Heidi Morstang’s video work allows us to witness a threshold of indecision. Two teenagers are seen on the top of a diving board. They are held in stark contrast against the sky and cannot decide whether to jump or climb back to the ground. Teasing each other and testing their limits they waver between the challenge of the dive or the humiliating descent. We are left with the impression that they are at more than one threshold throughout the work.

Rabab Ghazoul produces a performance and installation about her relationship with Iraq, a place that she is separated from by only one generation but a thousand miles. In previous work she collaborated with her father, her hand traced the writing of her father’s hand in different languages. For g39, she sits at a piano attempting time and time again to learn an Iraqi lament, a remembrance for things she will never know and has to learn. This is the artist’s ‘gesture’ to mourning or its absence and underscores the notion that grief is ‘learned’.
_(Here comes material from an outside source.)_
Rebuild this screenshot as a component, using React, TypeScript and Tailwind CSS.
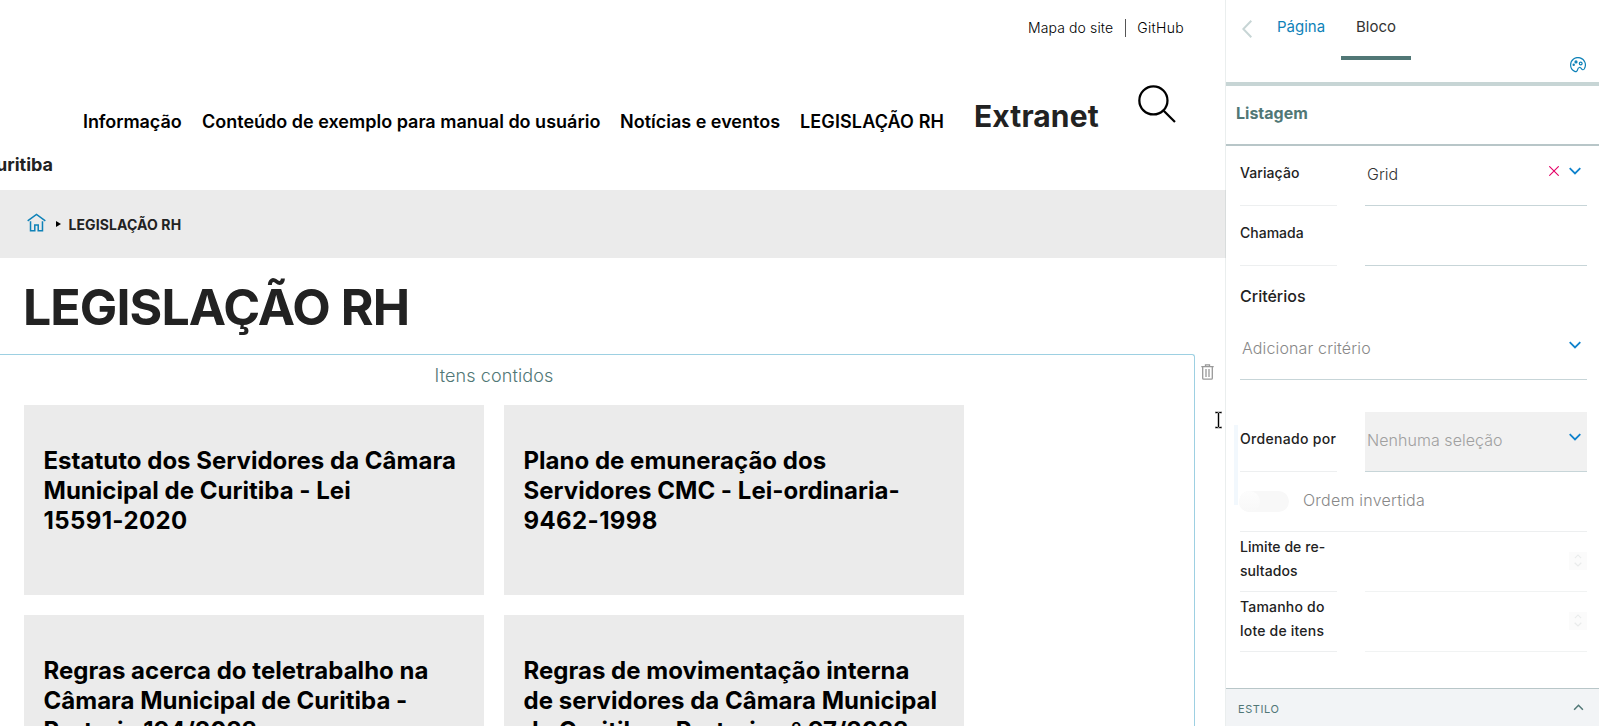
import type { ReactNode } from 'react';

const cards = [
  ['Estatuto dos Servidores da Câmara', 'Municipal de Curitiba - Lei', '15591-2020'],
  ['Plano de emuneração dos', 'Servidores CMC - Lei-ordinaria-', '9462-1998'],
  ['Regras acerca do teletrabalho na', 'Câmara Municipal de Curitiba -', 'Portaria 194/2023'],
  ['Regras de movimentação interna', 'de servidores da Câmara Municipal', 'de Curitiba - Portaria nº 97/2023'],
];

function Chevron({ up = false, className = '' }: { up?: boolean; className?: string }) {
  return (
    <svg viewBox="0 0 12 8" className={className} fill="none" stroke="currentColor" strokeWidth="1.8">
      <path d={up ? 'M1 6.5 6 1.5 11 6.5' : 'M.7 1.2 6 6.4 11.3 1.2'} />
    </svg>
  );
}

function Label({ children }: { children: ReactNode }) {
  return (
    <div className="flex h-[60px] w-[97px] shrink-0 items-center border-b border-[#edeff0] pb-[5px] text-sm leading-6 font-medium whitespace-nowrap text-[#222]">
      <div>{children}</div>
    </div>
  );
}

function Stepper() {
  return (
    <div className="flex h-[60px] w-[222px] items-center justify-end border-b border-[#f1f3f3] pb-[2px]">
      <div className="flex h-[18px] w-[18px] flex-col items-center justify-center gap-[3px] bg-[#fbfbfb] text-[#e9ebeb]">
        <Chevron up className="h-[5px] w-2" />
        <Chevron className="h-[5px] w-2" />
      </div>
    </div>
  );
}

function Sidebar() {
  return (
    <aside className="relative -ml-px flex h-full w-[374px] shrink-0 flex-col border-l border-[#517776]/12 bg-white bg-clip-padding">
      <div className="flex h-[86px] justify-between border-b-4 border-[#c7d5d5] pr-[13px]">
        <div className="flex h-[60px] pl-[16px]">
          <svg viewBox="0 0 10 18" className="mt-5 h-[18px] w-[10px]" fill="none" stroke="#c7d5d5" strokeWidth="2">
            <path d="M9.3.8 1.300 9l8 8.200" />
          </svg>
          <div className="ml-[25px] w-[64px] pt-[15px] text-[15px] leading-6 text-[#0f82b8]">Página</div>
          <div className="w-[70px] border-b-4 border-[#517776] pt-[15px] pl-[15px] text-[15px] leading-6 text-[#333]">Bloco</div>
        </div>
        <svg viewBox="0 0 16 16" className="mt-[57px] h-4 w-4" fill="none" stroke="#0f82b8" strokeWidth="1.200">
          <path d="M4.700 14.400C2 13.200.6 10.800.6 8a7.400 7.400 0 1 1 13.600 4c-.9 1.200-2 .8-2.600-.1-.7-1-1.200-1.700-2.300-1.400-1 .2-1.400.8-1.600 1.800-.3 1.600-1.400 2.800-3 2.100Z" />
          <circle cx="10.700" cy="6.500" r="1.400" />
          <circle cx="6" cy="4.900" r="1" fill="#0f82b8" />
          <circle cx="3.700" cy="7.700" r=".6" fill="#0f82b8" />
        </svg>
      </div>
      <div className="flex h-[60px] items-center border-b-2 border-[#b8c6c8] pb-1 pl-[10px] text-base font-bold text-[#517776]">Listagem</div>

      <div className="flex flex-1 flex-col pr-3 pl-[14px]">
        <div className="flex justify-between">
          <Label><span className="tracking-[0.08px]">Variação</span></Label>
          <div className="flex h-[60px] w-[222px] items-center border-b border-[#c7d5d8] pb-[3px] pl-[2px] text-base font-light text-[#333]">
            <span className="flex-1">Grid</span>
            <svg viewBox="0 0 10 10" className="mr-[10px] mb-[6px] h-[10px] w-[10px]" stroke="#e40166" strokeWidth="1.100">
              <path d="M.3.3 9.700 9.700M9.700.3.3 9.700" />
            </svg>
            <Chevron className="mr-[6px] mb-[6px] h-2 w-3 text-[#0f82cc]" />
          </div>
        </div>
        <div className="flex justify-between">
          <Label>Chamada</Label>
          <div className="h-[60px] w-[222px] border-b border-[#c7d5d8]" />
        </div>
        <div className="h-[54px] pt-[18px] text-base leading-6 font-medium text-[#222]">Critérios</div>
        <div className="flex h-[60px] items-center border-b border-[#c7d5d8] pb-[3px] pl-[2px] text-base font-light text-[#888]">
          <span className="flex-1 tracking-[0.14px]">Adicionar critério</span>
          <Chevron className="mr-[6px] mb-[6px] h-2 w-3 text-[#0f82cc]" />
        </div>
        <div className="relative mt-8">
          <div className="absolute top-[13px] -left-[6px] h-20 w-1 bg-[#f2f8fd]" />
          <div className="flex justify-between">
            <Label><span className="tracking-[0.3px]">Ordenado por</span></Label>
            <div className="flex h-[60px] w-[222px] items-center border-b border-[#c7d5d8] bg-[#f1f1f1] pb-[3px] pl-[2px] text-base font-light text-[#a0a0a0]">
              <span className="flex-1 tracking-[0.05px]">Nenhuma seleção</span>
              <Chevron className="mr-[6px] mb-[6px] h-2 w-3 text-[#0f82cc]" />
            </div>
          </div>
          <div className="flex h-[60px] items-center border-b border-[#edeff0]">
            <div className="relative -ml-px h-[21px] w-[50px] rounded-full bg-[#f8f8f8]">
              <div className="h-[21px] w-[21px] rounded-full bg-gradient-to-b from-[#fdfdfd] to-[#f8f8f8]" />
            </div>
            <div className="ml-[14px] pb-[3px] text-base font-light tracking-[0.22px] text-[#888]">Ordem invertida</div>
          </div>
        </div>
        <div className="flex justify-between">
          <Label><span className="tracking-[0.06px]">Limite de re-<br />sultados</span></Label>
          <Stepper />
        </div>
        <div className="flex justify-between">
          <Label><span className="tracking-[0.2px]">Tamanho do<br />lote de itens</span></Label>
          <Stepper />
        </div>
      </div>

      <div className="flex h-[38px] shrink-0 items-center justify-between border-t border-[#b8c6c8] bg-[#f2f4f6] pt-[3px] pr-[15px] pl-3 text-[11px] text-[#517776]">
        <span className="tracking-[0.55px]">ESTILO</span>
        <Chevron up className="mb-[3px] h-[7px] w-[11px]" />
      </div>
    </aside>
  );
}

export default function App() {
  return (
    <div className="flex h-[726px] w-[1599px] overflow-hidden bg-white font-['Inter',sans-serif]">
      <main className="flex w-[1226px] shrink-0 flex-col">
        <header className="h-[190px] shrink-0">
          <div className="flex h-[56px] items-center justify-end pr-[42px] text-sm font-light text-black">
            <span className="tracking-[0.13px]">Mapa do site</span>
            <span className="mr-[11px] ml-3 h-[18px] w-px bg-[#555]" />
            <span className="tracking-[0.3px]">GitHub</span>
          </div>
          <nav className="flex h-[97px] items-baseline pt-[38px] pl-[83px] text-lg font-semibold whitespace-nowrap text-black">
            <span className="w-[119px] tracking-[-0.08px]">Informação</span>
            <span className="w-[418px]">Conteúdo de exemplo para manual do usuário</span>
            <span className="w-[180px]">Notícias e eventos</span>
            <span className="w-[174px] tracking-[0.12px]">LEGISLAÇÃO RH</span>
            <span className="relative -top-px w-[164px] text-[30px] font-bold tracking-[0.12px] text-[#222]">Extranet</span>
            <svg viewBox="0 0 37 37" className="-mt-[9px] h-[38px] w-[38px] self-start" fill="none" stroke="#000" strokeWidth="2.200">
              <circle cx="15" cy="15" r="13.700" />
              <path d="m25 25 11 11" />
            </svg>
          </nav>
          <div className="flex w-[53px] justify-end text-lg leading-6 font-bold whitespace-nowrap text-[#222]">Câmara Municipal de Curitiba</div>
        </header>

        <div className="flex h-[68px] shrink-0 items-center bg-[#ebebeb] pl-[27px]">
          <svg viewBox="0 0 20 20" className="mb-[3px] h-[19px] w-[19px]" fill="none" stroke="#0f82b8" strokeWidth="1.600">
            <path d="M.7 8.200 10 1.400l9.300 6.800M3.700 8.700v10h4.500v-6h3.600v6h4.500v-10" />
          </svg>
          <span className="ml-[10px] h-0 w-0 border-y-[3px] border-l-[5px] border-y-transparent border-l-black" />
          <span className="ml-[7.500px] pt-[2px] text-sm font-bold tracking-[0.1px] text-[#222]">LEGISLAÇÃO RH</span>
        </div>
        <h1 className="h-[96px] shrink-0 pt-[17px] pl-[23px] text-[50px] leading-[64px] font-bold tracking-[-0.9px] text-[#222]">LEGISLAÇÃO RH</h1>

        <div className="flex min-h-0 flex-1">
          <section className="w-[1195px] shrink-0 rounded-tr-[3px] border-t border-r border-[#9dd0e2]">
            <div className="h-[50px] w-[988px] pt-[7px] text-center text-lg font-light tracking-[0.12px] text-[#517776]">Itens contidos</div>
            <div className="grid grid-cols-[460px_460px] gap-5 pl-6">
              {cards.map((lines) => (
                <article key={lines[0]} className="h-[190px] bg-[#ebebeb] pt-[41px] pl-[19.500px] text-2xl leading-[30px] font-bold tracking-[0.02px] whitespace-nowrap text-black">
                  <div>{lines[0]}</div>
                  <div>{lines[1]}</div>
                  <div className={lines[2].length < 12 ? 'tracking-[0.38px]' : 'tracking-[0.06px]'}>{lines[2]}</div>
                </article>
              ))}
            </div>
          </section>
          <div className="pt-[10px] pl-[6px]">
            <svg viewBox="0 0 13 16" className="h-4 w-[13px]" fill="none" stroke="#999" strokeWidth="1.300">
              <path d="M.3 2.600h12.400M4.500 2.500V.8h4v1.700M1.700 2.800v11.400q0 1 1 1h7.600q1 0 1-1V2.800M5 5v8M8 5v8" />
            </svg>
            <svg viewBox="0 0 9 20" className="mt-[30px] ml-[13px] h-5 w-[9px]" fill="none">
              <path d="M1 2.500h2.500l1 .8 1-.8H8M4.500 3v14M1 17.500h2.500l1-.8 1 .8H8" stroke="#bbb" strokeWidth="2.600" />
              <path d="M1.500 2.500h2l1 .8 1-.8h2M4.500 3v14M1.500 17.500h2l1-.8 1 .8h2" stroke="#000" strokeWidth="1" />
            </svg>
          </div>
        </div>
      </main>
      <Sidebar />
    </div>
  );
}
Tiago Carneiro Da Cunha presents a short film. We see the image of a corner in a white room. In that room are 3 boxes and a very chunky man. This man has short crutches attached to his arms, which he uses to walk and run on all fours. Occasionally he screeches and, jumping up, runs at the camera, arms and crutches flailing about in the air. The man is an actor called Peter Elliot who has played the part of an ape many times before in Hollywood films. But here, without costume, it is an unsettling reminder of our origins, that we are close cousins.

’On Leaving and Arriving’ is one of a series of international projects that have been organised by g39, bringing international contemporary artists to Wales and increasing the recognition of contemporary artists from here on a worldwide platform. The project continues a season at g39 focusing on ideas of migration and integration and Wales’ relationship with the world.